Which lines include the word "full"? Copy each of them.

• DATA EXTRACT
-----
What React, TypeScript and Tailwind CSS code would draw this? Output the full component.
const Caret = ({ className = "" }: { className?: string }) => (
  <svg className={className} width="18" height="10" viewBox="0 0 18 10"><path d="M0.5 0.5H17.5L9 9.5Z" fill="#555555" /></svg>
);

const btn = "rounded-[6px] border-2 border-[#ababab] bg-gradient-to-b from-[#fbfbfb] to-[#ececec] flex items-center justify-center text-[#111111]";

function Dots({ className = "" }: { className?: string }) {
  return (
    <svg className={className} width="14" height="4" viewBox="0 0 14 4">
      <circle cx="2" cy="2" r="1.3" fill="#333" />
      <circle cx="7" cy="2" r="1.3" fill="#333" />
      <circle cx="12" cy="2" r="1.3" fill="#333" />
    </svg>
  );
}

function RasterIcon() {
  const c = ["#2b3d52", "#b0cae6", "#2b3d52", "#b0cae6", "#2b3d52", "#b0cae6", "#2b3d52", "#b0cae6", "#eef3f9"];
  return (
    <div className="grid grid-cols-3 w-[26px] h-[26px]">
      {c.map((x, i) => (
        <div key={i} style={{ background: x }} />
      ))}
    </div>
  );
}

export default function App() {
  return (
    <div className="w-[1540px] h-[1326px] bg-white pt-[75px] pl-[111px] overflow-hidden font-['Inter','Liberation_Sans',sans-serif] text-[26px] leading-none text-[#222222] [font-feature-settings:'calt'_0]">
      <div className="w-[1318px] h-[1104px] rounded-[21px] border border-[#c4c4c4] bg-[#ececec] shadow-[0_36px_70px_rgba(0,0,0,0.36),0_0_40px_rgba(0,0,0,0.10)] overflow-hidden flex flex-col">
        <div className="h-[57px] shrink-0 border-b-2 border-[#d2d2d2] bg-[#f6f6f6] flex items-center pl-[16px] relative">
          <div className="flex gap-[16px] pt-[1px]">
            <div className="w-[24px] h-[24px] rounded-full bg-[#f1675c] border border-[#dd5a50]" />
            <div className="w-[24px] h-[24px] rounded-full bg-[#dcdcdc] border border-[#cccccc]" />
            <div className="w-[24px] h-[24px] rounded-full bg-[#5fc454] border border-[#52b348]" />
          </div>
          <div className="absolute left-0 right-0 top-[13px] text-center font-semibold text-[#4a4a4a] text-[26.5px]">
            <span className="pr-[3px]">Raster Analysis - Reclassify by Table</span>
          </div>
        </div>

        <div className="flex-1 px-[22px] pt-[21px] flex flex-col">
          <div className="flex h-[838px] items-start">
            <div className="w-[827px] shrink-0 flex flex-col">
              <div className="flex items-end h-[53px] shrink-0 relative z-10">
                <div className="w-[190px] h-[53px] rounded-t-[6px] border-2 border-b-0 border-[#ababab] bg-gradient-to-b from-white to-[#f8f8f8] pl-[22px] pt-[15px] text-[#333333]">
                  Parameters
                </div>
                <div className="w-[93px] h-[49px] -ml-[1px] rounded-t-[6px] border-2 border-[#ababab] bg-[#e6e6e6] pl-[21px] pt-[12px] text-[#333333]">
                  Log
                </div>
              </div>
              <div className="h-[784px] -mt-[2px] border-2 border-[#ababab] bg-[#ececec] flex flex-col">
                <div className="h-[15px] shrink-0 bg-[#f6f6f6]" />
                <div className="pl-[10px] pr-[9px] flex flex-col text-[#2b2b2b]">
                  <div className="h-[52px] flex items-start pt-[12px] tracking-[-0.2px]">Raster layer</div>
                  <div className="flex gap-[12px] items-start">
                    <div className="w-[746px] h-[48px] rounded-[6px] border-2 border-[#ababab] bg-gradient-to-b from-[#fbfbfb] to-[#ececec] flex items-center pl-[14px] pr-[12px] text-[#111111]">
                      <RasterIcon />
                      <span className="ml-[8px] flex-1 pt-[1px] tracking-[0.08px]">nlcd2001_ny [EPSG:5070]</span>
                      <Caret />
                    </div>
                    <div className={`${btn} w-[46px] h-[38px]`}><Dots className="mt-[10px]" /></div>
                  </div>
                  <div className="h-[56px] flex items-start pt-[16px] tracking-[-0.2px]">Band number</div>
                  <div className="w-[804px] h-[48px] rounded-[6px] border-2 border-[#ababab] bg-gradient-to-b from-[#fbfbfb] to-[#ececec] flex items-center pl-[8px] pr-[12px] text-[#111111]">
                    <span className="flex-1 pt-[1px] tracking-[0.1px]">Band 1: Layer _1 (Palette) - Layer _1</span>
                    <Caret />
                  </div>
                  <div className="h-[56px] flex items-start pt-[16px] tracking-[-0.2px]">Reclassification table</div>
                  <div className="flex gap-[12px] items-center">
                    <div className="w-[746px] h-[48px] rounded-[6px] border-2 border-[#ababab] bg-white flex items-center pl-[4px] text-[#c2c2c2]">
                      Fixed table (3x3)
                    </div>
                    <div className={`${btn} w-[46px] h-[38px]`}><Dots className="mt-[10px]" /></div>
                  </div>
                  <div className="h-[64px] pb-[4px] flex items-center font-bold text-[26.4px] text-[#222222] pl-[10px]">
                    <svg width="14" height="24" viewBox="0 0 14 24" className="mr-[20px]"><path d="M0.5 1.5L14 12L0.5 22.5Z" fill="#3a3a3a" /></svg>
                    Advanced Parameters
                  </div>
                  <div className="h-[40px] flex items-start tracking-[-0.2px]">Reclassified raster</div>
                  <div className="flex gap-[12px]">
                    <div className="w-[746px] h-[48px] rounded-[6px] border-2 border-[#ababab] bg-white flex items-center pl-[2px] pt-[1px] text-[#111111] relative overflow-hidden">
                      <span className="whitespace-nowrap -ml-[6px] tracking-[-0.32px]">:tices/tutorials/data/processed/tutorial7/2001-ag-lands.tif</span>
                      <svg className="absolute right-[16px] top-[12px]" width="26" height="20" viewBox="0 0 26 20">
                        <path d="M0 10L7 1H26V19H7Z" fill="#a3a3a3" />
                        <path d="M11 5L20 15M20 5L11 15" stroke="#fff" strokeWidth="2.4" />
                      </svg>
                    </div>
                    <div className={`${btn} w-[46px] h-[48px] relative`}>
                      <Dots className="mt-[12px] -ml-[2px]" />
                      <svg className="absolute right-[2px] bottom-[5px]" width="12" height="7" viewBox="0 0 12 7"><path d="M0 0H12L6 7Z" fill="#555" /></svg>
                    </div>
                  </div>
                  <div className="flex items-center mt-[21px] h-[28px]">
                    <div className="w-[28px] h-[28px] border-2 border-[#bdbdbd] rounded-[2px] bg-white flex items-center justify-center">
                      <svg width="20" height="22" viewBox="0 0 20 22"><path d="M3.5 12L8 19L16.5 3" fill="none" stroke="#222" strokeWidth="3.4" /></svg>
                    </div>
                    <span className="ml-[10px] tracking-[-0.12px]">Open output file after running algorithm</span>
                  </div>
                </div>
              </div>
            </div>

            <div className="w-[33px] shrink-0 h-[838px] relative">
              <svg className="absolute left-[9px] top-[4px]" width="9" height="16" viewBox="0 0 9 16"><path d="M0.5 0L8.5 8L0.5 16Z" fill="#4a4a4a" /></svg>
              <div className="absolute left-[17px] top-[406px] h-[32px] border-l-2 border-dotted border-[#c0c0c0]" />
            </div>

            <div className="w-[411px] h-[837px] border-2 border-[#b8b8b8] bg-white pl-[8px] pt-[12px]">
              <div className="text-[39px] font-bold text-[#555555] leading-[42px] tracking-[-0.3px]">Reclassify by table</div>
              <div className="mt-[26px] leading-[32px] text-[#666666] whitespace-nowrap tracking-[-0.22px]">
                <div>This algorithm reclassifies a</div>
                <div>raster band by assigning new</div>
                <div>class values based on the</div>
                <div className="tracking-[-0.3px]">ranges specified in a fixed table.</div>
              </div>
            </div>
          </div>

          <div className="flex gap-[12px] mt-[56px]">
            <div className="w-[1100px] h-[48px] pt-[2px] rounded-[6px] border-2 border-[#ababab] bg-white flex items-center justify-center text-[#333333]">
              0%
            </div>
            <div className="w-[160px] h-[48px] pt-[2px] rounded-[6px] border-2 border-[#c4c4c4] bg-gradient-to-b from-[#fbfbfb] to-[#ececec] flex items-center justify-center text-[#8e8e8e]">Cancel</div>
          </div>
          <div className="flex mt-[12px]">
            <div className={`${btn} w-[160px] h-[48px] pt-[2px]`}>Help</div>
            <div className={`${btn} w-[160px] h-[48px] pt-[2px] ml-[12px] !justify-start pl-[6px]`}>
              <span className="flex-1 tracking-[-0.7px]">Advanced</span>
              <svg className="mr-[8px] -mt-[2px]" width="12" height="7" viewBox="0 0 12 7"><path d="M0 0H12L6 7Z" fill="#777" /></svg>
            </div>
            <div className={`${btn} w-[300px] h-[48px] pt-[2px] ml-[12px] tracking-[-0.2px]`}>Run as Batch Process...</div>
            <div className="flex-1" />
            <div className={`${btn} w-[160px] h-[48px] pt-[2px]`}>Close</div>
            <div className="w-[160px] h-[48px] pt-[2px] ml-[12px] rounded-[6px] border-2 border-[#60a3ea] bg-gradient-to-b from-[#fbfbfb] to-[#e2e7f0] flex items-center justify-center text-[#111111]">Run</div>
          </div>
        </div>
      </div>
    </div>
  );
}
-----
• EXERCISE RESULT
What React, TypeScript and Tailwind CSS code would draw this? Output the full component.
            <div className="w-[24px] h-[24px] rounded-full bg-[#f1675c] border border-[#dd5a50]" />
            <div className="w-[24px] h-[24px] rounded-full bg-[#dcdcdc] border border-[#cccccc]" />
            <div className="w-[24px] h-[24px] rounded-full bg-[#5fc454] border border-[#52b348]" />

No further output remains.